Berlin’s Public Prosecutor’s Office dismissed the case last month, but another case relating to an alleged offence committed in April 2024, in which she is accused of allegedly “chanting about Palestine in relation to rivers and seas” (Morel’s words), is still pending.
She is alluding to the decades-old Palestinian liberation slogan “From the river to the sea, Palestine will be free,” which German authorities falsely attribute to Hamas and treat as a prosecutable offence, even though the courts are divided over its supposed illegality.
Morel describes her experience with pro-"Israel" German lawfare as “Kafkaesque,” a reference to Franz Kafka’s dystopian novel The Trial, in which a young man is arrested for an unknown crime and finds himself caught up in a surreal and nightmarish bureaucracy.
"The police are just finding ways of creating charges and making up offences. They’re using and bending the law to their advantage. It’s a horrible experience, especially because the law is supposed to protect you,” she said.
Normalising repression
While many were caught by surprise at Germany’s post-October 7 crackdowns, state violence against Palestine solidarity in the country is not a new phenomenon.
“Anybody who looked at Germany in the past couple of years already saw this coming,” said Hanna Al-Taher, a researcher and lecturer at Dresden University of Technology.
In August 2024, Al-Taher co-published a paper which studies the repressive effects of Germany’s pro-"Israel" reason of state (Staatsräson) on German schools and universities since October 7, 2023.

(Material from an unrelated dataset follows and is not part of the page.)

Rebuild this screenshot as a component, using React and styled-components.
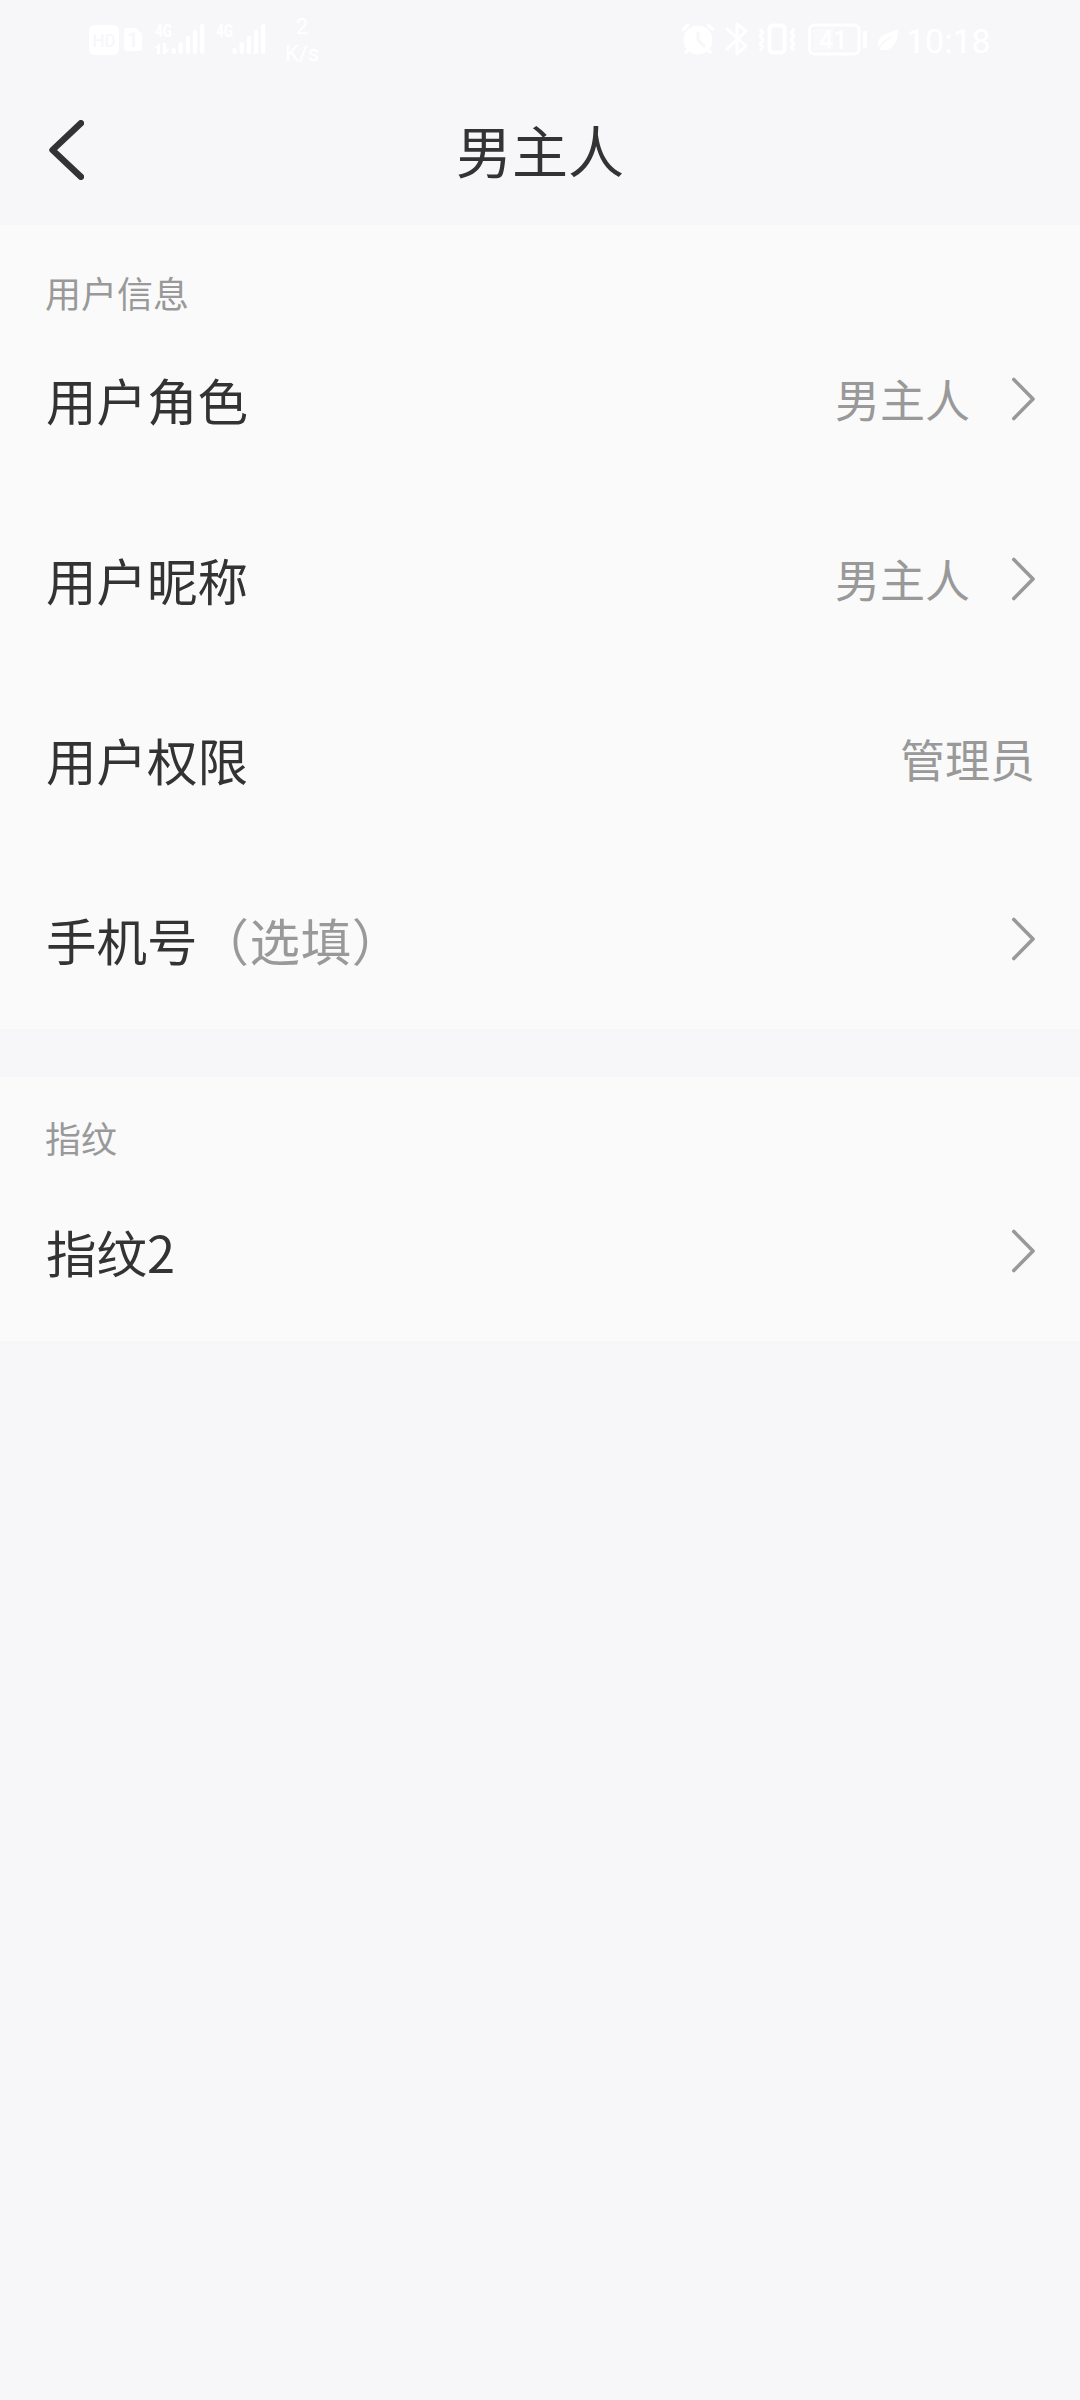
import React from 'react'
import styled, { createGlobalStyle } from 'styled-components'

const userRows = [
  { id: 'role', label: '用户角色', value: '男主人', arrow: true },
  { id: 'nickname', label: '用户昵称', value: '男主人', arrow: true },
  { id: 'permission', label: '用户权限', value: '管理员' },
  { id: 'phone', label: '手机号', hint: '（选填）', arrow: true }
]

const fingerprints = [{ id: 'fp2', label: '指纹2', arrow: true }]

const GlobalStyle = createGlobalStyle`
  * {
    box-sizing: border-box;
  }
  body {
    margin: 0;
    background-color: #f7f7fa;
    color: #333;
    font-family: 'Noto Sans CJK SC', sans-serif;
  }
`

const Page = styled.div`
  width: 1080px;
  min-height: 2400px;
  background-color: #f7f7fa;
`

const StatusBar = styled.div`
  display: flex;
  justify-content: space-between;
  height: 80px;
  padding: 0 86px 0 89px;
  color: #fff;
  svg {
    display: block;
  }
`

const StatusGroup = styled.div`
  display: flex;
`

const NetSpeed = styled.div`
  width: 50px;
  margin-left: 1px;
  padding-top: 13px;
  font-family: Roboto, sans-serif;
  font-size: 22px;
  line-height: 27px;
  text-align: center;
`

const Clock = styled.div`
  width: 88px;
  margin-left: -2px;
  font-family: Roboto, sans-serif;
  font-size: 34px;
  line-height: 82px;
  white-space: nowrap;
`

const Header = styled.header`
  display: grid;
  grid-template-columns: 135px 1fr 135px;
  align-items: center;
  height: 145px;
  padding-bottom: 5px;
`

const BackButton = styled.button`
  display: flex;
  height: 60px;
  padding: 0 0 0 49px;
  border: none;
  background: transparent;
`

const Title = styled.h1`
  margin: 0;
  padding-bottom: 2px;
  font-size: 56px;
  font-weight: 400;
  line-height: 84px;
  text-align: center;
`

const Section = styled.section`
  height: ${({ $height }) => $height}px;
  margin-bottom: 48px;
  padding-top: ${({ $top }) => $top}px;
  background-color: #fafafa;
`

const SectionTitle = styled.h2`
  height: ${({ $height }) => $height}px;
  margin: 0;
  padding-left: 45px;
  color: #999;
  font-size: 36px;
  font-weight: 400;
  line-height: 52px;
`

const Row = styled.div`
  display: flex;
  align-items: center;
  height: 180px;
  padding: 0 45px 0 46px;
`

const Label = styled.span`
  flex: 1;
  padding-bottom: 3px;
  font-size: 50.5px;
  line-height: 76px;
`

const Hint = styled.span`
  margin-left: 1px;
  color: #999;
  letter-spacing: 0.6px;
`

const Value = styled.span`
  padding-bottom: 2px;
  color: #999;
  font-size: 45px;
  line-height: 66px;
`

const Arrow = styled.svg`
  display: block;
  margin: 0 -1px 3px 40px;
`

function Cellular({ data }) {
  return (
    <svg width="61" height="80" viewBox="0 0 61 80" fill="#fff">
      <text
        x="1"
        y="37"
        fontFamily="Roboto, sans-serif"
        fontSize="18"
        fontWeight="700"
        textLength="17"
        lengthAdjust="spacingAndGlyphs"
      >
        4G
      </text>
      {data && <path d="M1 47l5-4v11H3v-6H1zM9 43h3v6h4l-5 5H9z" />}
      <rect x="17.500" y="48" width="4.300" height="6" rx="2" />
      <rect x="24.500" y="42" width="4.300" height="12" rx="2" />
      <rect x="31.700" y="36" width="4.300" height="18" rx="2" />
      <rect x="38.900" y="30" width="4.300" height="24" rx="2" />
      <rect x="46.100" y="24" width="4.300" height="30" rx="2" />
    </svg>
  )
}

function SimBadges() {
  return (
    <svg width="65" height="80" viewBox="0 0 65 80" fill="#fff">
      <rect x="0" y="25" width="30" height="30" rx="6" />
      <path d="M38 28h9l6 6v14q0 3-3 3H38q-3 0-3-3V31q0-3 3-3z" />
      <g fill="#f7f7fa" fontFamily="Roboto, sans-serif" fontWeight="500">
        <text x="3.500" y="47" fontSize="19" textLength="23" lengthAdjust="spacingAndGlyphs">
          HD
        </text>
        <text x="38" y="47" fontSize="20" fontWeight="700">
          1
        </text>
      </g>
    </svg>
  )
}

// alarm, bluetooth, vibrate, battery, power saving
function DeviceIcons() {
  return (
    <svg width="227" height="80" viewBox="0 0 227 80" fill="none" stroke="#fff">
      <circle cx="17" cy="40" r="14.500" fill="#fff" stroke="none" />
      <path d="M2.500 29l4-3.500M31.500 29l-4-3.500M5 52l4-4M29 52l-4-4" strokeWidth="3.500" strokeLinecap="round" />
      <path d="M17 33v7l6 6" stroke="#f7f7fa" strokeWidth="3" strokeLinecap="round" />
      <path d="M46 29l19 17-9 8V24l9 7-19 18" strokeWidth="3" strokeLinecap="round" strokeLinejoin="round" />
      <rect x="88.500" y="25.500" width="15" height="27" rx="3.500" strokeWidth="4" />
      <path
        d="M79 29l3 4-3 3 3 4-3 4 3 3-3 3M113 29l-3 4 3 3-3 4 3 4-3 3 3 3"
        strokeWidth="3"
        strokeLinejoin="round"
      />
      <rect x="128.500" y="25" width="49.500" height="29" rx="5" strokeWidth="3" />
      <rect x="132" y="29" width="20" height="21" rx="2" fill="#f9f9fb" stroke="none" />
      <path d="M184 33v13" strokeWidth="4" strokeLinecap="round" />
      <text
        x="138"
        y="48.500"
        fontFamily="Roboto, sans-serif"
        fontSize="25"
        fontWeight="500"
        fill="#fff"
        stroke="none"
      >
        41
      </text>
      <path
        d="M217 29c-7 4-20 5-20 15 0 4 1 6 4 6 12 1 16-9 16-21z"
        fill="#fff"
        stroke="none"
      />
      <path d="M196 51q5-9 14-14" stroke="#f7f7fa" strokeWidth="1.500" />
    </svg>
  )
}

function ListRow({ label, hint, value, arrow }) {
  return (
    <Row>
      <Label>
        {label}
        {hint && <Hint>{hint}</Hint>}
      </Label>
      {value && <Value>{value}</Value>}
      {arrow && (
        <Arrow width="26" height="44" viewBox="0 0 26 44">
          <path
            d="M3.800 2.500L23 22L3.800 41.500"
            fill="none"
            stroke="#999"
            strokeWidth="3.600"
            strokeLinecap="round"
            strokeLinejoin="round"
          />
        </Arrow>
      )}
    </Row>
  )
}

export default function App() {
  return (
    <Page>
      <GlobalStyle />
      <StatusBar>
        <StatusGroup>
          <SimBadges />
          <Cellular data />
          <Cellular />
          <NetSpeed>
            2<br />
            K/s
          </NetSpeed>
        </StatusGroup>
        <StatusGroup>
          <DeviceIcons />
          <Clock>10:18</Clock>
        </StatusGroup>
      </StatusBar>
      <Header>
        <BackButton type="button" aria-label="返回">
          <svg width="35" height="60" viewBox="0 0 35 60">
            <path
              d="M32 3.200L3.500 30L32 56.800"
              fill="none"
              stroke="#333"
              strokeWidth="6.400"
              strokeLinecap="round"
              strokeLinejoin="round"
            />
          </svg>
        </BackButton>
        <Title>男主人</Title>
      </Header>
      <Section $height={804} $top={41}>
        <SectionTitle $height={44}>用户信息</SectionTitle>
        {userRows.map(row => (
          <ListRow key={row.id} {...row} />
        ))}
      </Section>
      <Section $height={264} $top={34}>
        <SectionTitle $height={51}>指纹</SectionTitle>
        {fingerprints.map(row => (
          <ListRow key={row.id} {...row} />
        ))}
      </Section>
    </Page>
  )
}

“More and more people around us are being sued, fined, intimidated, have their houses searched, computers confiscated, and their events canceled,” she and Anna Younes, an independent researcher, write.
Even though the latest polls show that the majority of Germans oppose "Israel’s" genocidal war, Morel laments the general public’s lack of concern for the proliferation of state repression against Palestine solidarity.
“That’s exactly how we normalise these kinds of things and how they can become worse in the future,” she warned.